Repeat the material verbatim and drop the pictures.

--- --- ---

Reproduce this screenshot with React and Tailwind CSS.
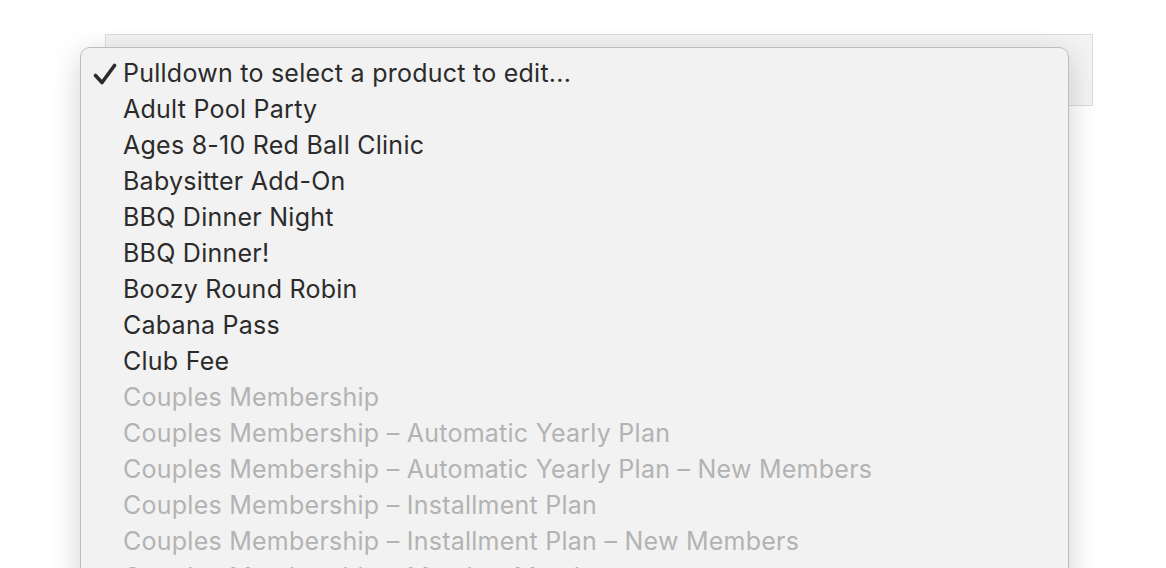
import React from "react"

const items = [
  { label: "Pulldown to select a product to edit...", checked: true },
  { label: "Adult Pool Party" },
  { label: "Ages 8-10 Red Ball Clinic" },
  { label: "Babysitter Add-On" },
  { label: "BBQ Dinner Night" },
  { label: "BBQ Dinner!" },
  { label: "Boozy Round Robin" },
  { label: "Cabana Pass" },
  { label: "Club Fee" },
  { label: "Couples Membership", disabled: true },
  { label: "Couples Membership – Automatic Yearly Plan", disabled: true },
  { label: "Couples Membership – Automatic Yearly Plan – New Members", disabled: true },
  { label: "Couples Membership – Installment Plan", disabled: true },
  { label: "Couples Membership – Installment Plan – New Members", disabled: true },
  { label: "Couples Membership – Member Match", disabled: true },
]

function Check() {
  return (
    <svg width="24" height="22" viewBox="0 0 24 22" className="text-[#2b2b2b]">
      <path d="M2.5 12.5 L9 19.5 L21.5 2.5" fill="none" stroke="currentColor" strokeWidth="3.6" strokeLinecap="round" strokeLinejoin="round" />
    </svg>
  )
}

export default function App() {
  return (
    <div className="relative h-[568px] w-full overflow-hidden bg-white font-['Inter',sans-serif]">
      <div className="ml-[105px] mt-[34px] h-[72px] w-[988px] border border-[#dcdcdc] bg-[#f3f3f3]" />
      <div className="absolute left-[80px] top-[47px] w-[989px] rounded-[10px] border border-[#bdbdbd] bg-[#f2f2f2] pt-[8px] pb-2 shadow-[0_8px_30px_rgba(0,0,0,0.18)]">
        {items.map((item) => (
          <div key={item.label} className="flex h-[36px] items-center">
            <div className="flex w-[42px] justify-end pr-[6px]">
              {item.checked ? <Check /> : null}
            </div>
            <span
              className={
                "whitespace-nowrap text-[25px] tracking-[0.25px] " +
                (item.disabled ? "text-[#b3b3b3]" : "text-[#2b2b2b]")
              }
            >
              {item.label}
            </span>
          </div>
        ))}
      </div>
    </div>
  )
}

--- --- ---

FULL OUTPUT:
Reproduce this screenshot with React and Tailwind CSS.
import React from "react"

const items = [
  { label: "Pulldown to select a product to edit...", checked: true },
  { label: "Adult Pool Party" },
  { label: "Ages 8-10 Red Ball Clinic" },
  { label: "Babysitter Add-On" },
  { label: "BBQ Dinner Night" },
  { label: "BBQ Dinner!" },
  { label: "Boozy Round Robin" },
  { label: "Cabana Pass" },
  { label: "Club Fee" },
  { label: "Couples Membership", disabled: true },
  { label: "Couples Membership – Automatic Yearly Plan", disabled: true },
  { label: "Couples Membership – Automatic Yearly Plan – New Members", disabled: true },
  { label: "Couples Membership – Installment Plan", disabled: true },
  { label: "Couples Membership – Installment Plan – New Members", disabled: true },
  { label: "Couples Membership – Member Match", disabled: true },
]

function Check() {
  return (
    <svg width="24" height="22" viewBox="0 0 24 22" className="text-[#2b2b2b]">
      <path d="M2.5 12.5 L9 19.5 L21.5 2.5" fill="none" stroke="currentColor" strokeWidth="3.6" strokeLinecap="round" strokeLinejoin="round" />
    </svg>
  )
}

export default function App() {
  return (
    <div className="relative h-[568px] w-full overflow-hidden bg-white font-['Inter',sans-serif]">
      <div className="ml-[105px] mt-[34px] h-[72px] w-[988px] border border-[#dcdcdc] bg-[#f3f3f3]" />
      <div className="absolute left-[80px] top-[47px] w-[989px] rounded-[10px] border border-[#bdbdbd] bg-[#f2f2f2] pt-[8px] pb-2 shadow-[0_8px_30px_rgba(0,0,0,0.18)]">
        {items.map((item) => (
          <div key={item.label} className="flex h-[36px] items-center">
            <div className="flex w-[42px] justify-end pr-[6px]">
              {item.checked ? <Check /> : null}
            </div>
            <span
              className={
                "whitespace-nowrap text-[25px] tracking-[0.25px] " +
                (item.disabled ? "text-[#b3b3b3]" : "text-[#2b2b2b]")
              }
            >
              {item.label}
            </span>
          </div>
        ))}
      </div>
    </div>
  )
}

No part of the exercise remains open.